Daniel Goleman'ın Duygusal Zekâ kitabını okuyup, anlayıp, içselleştirip uygulaman lâzım.
Ama zor kitaptır. O kadar güzel bir tarif yazmışsın ki oraya, ''yaptığımı farkettiğimde sanki kontrolü o an için başkası almış, ben kendim söylememişim gibi hissediyorum''.
Kitabını okumamış olduğun halde, bu cümleyi yazmış olduğundan haberdâr olsa, Daniel Goleman'ın gözleri yaşarırdı.
Kitabı okumazsan, ya da okuyamazsan düşüncesiyle, özetini yazayım:
İnsan kafatasının içinde iki güç sürekli olarak çatışma hâlinde. Bu bir iktidar mücadelesi. Üst beyin iktidardaysa, hiçbir sorun yok. Ama alt beyin ihtilal yapar, darbe yapar ve iktidarı ele geçirirse, işler boka sarıyo.
Kontrolü o an için başkası almış olarak tarif ettiğin başkası, alt beyne daha yakın olan nefis. Hani şu, ''nefsime hâkim olamadım'' dediğimizde kastettiğimiz nefis.
Sarkastik olmak ve ukalâlık yapmak da çok iyi özellikler değil ama o özelliklerinden gönüllü olarak vazgeçmen için yeterli tecrüben oluşmamış henüz. Zararlarını gözünle gördüğünde, o özelliklerini de bırakmak isteyeceğin bir zaman gelecek.
Bu sorudaki farkındalığa gelmiş olman ise, yetişkin bir beyne sahip olmaya başladığını gösteriyor. Yaşını bilmiyorum ama misal, 28 yaşındaysan, bana hemen itiraz edip ''Ben yetişkin olalı seneler oldu!'' filan deme. Özellikle erkek beyni çok ama çok uzun süreler istiyor gelişmek için. Bu niye böyle? Sebebini bilmiyorum. Ama bu bir hakikat. Sen bu değişimin bir göstergesi olarak, sidik yarıştırmanın anlamsızlığını kavramışsın ve şimdi bundan kurtulmanın çarelerini arıyorsun.
Hasan Cihat Örter sadece gitar çalsa ve konuşmasa, yazışmasa, o dediklerini demese, ne olurdu, onu bi hayâl et.
Bi de kişilik olarak Erkan Oğur'u kendine örnek almak ister miydini düşün.
Ne zaman içinden sidik yarıştırma isteği gelse, bu örnek aklına gelsin.
Günün birinde öyle bi eğiteceksin ki beynini, o anlattığın durumlarda gülümsemeyeceksin bile. Çünkü o bağlamdaki gülümsemenin de üstencil bir yanı var.

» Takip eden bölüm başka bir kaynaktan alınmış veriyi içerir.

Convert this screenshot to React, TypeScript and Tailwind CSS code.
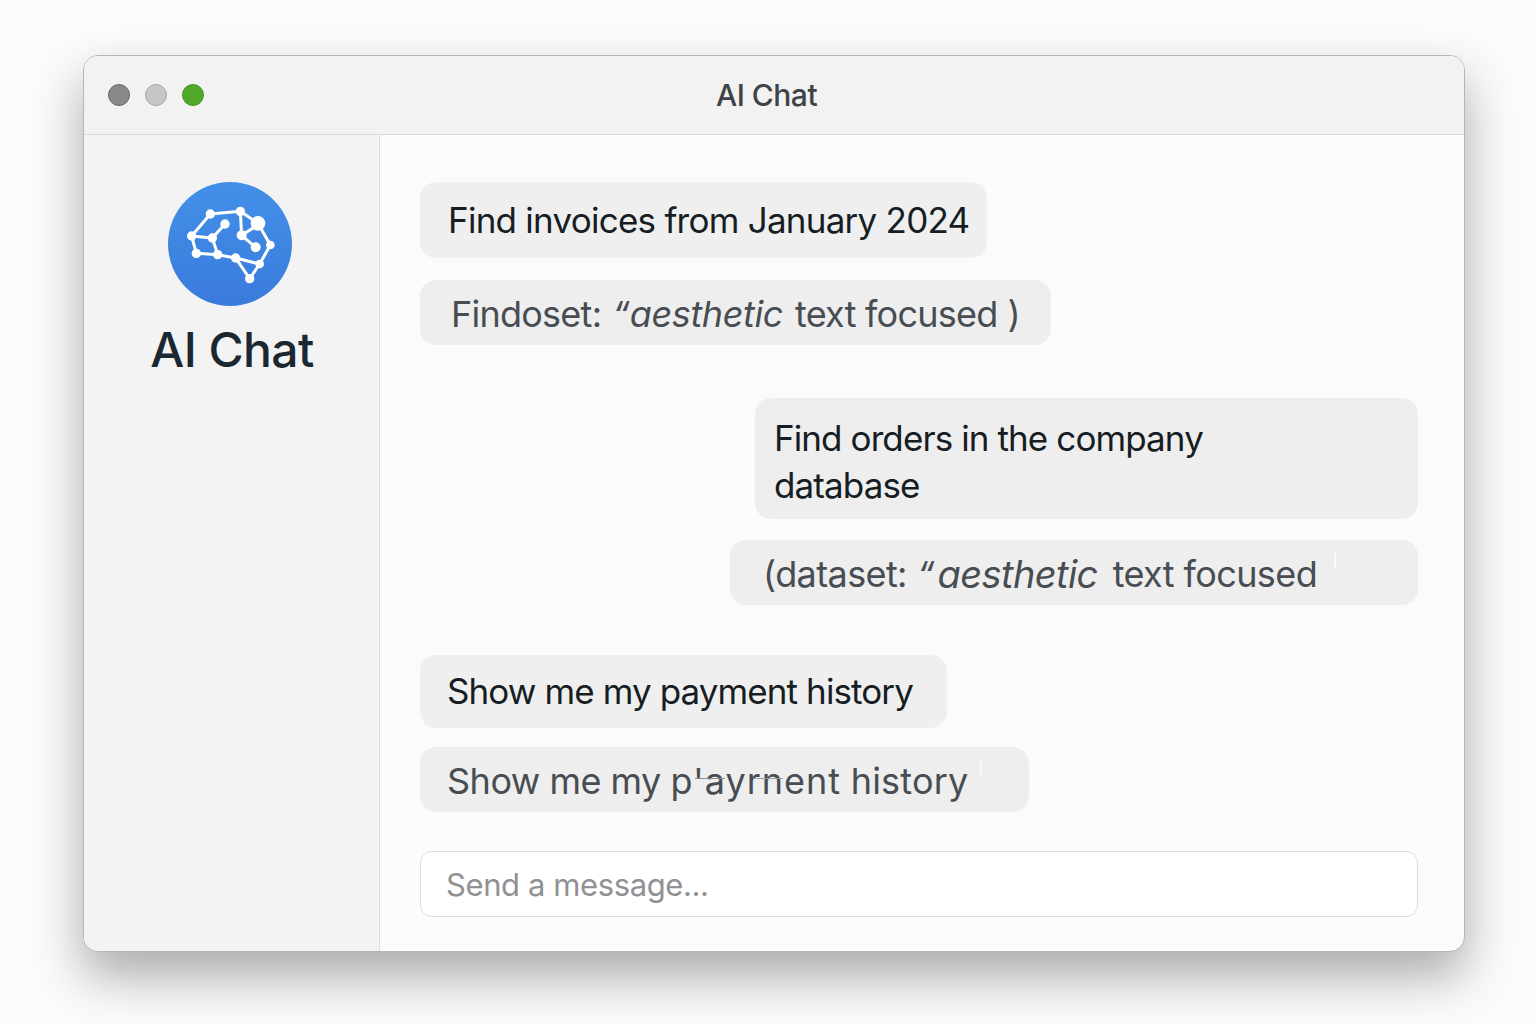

Biraz Anadolu felsefesine yönel. Biraz Yunus derviş oku. Türkülerimizin sözlerinden, tevazu telkin edenleri ara bul.
Engin ol gönlüm, engin ol ne demektir diye düşün. Anadolu kültürünün ortasında dünyaya gelmiş olduğun için o kadar şanslısın ki! O kültüre sırtını dönme, inkâr etme, gözünü kapatma. Gönlünü aç. Neşet Ertaş dinle. Gönül kelimesini nasıl telaffuz ettiğine dikkat et. Gönül kelimesinin İngilizcede neden bir karşılığı olmadığına kafa yor.
Biraz tasavvufa dal. Nefis terbiyesiyle ilgili hikâyeler oku.
Ama en etkili olabilecek şu tavsiyeme de mutlaka uy. Muntazam aralıklarla kabristana git kendi başına. En az 1 saat geçir orada. Mezarların arasında dolaş, mezar taşlarını oku ve tefekküre dal.
Hem Anadolu kültürüyle yoğurulmuş tevazu, hem de müzisyenlik konusunda eline su bile dökemeyeceğim, ancak çırağı olabileceğim cigerdelen de gelip iki satır karalar buraya umarım.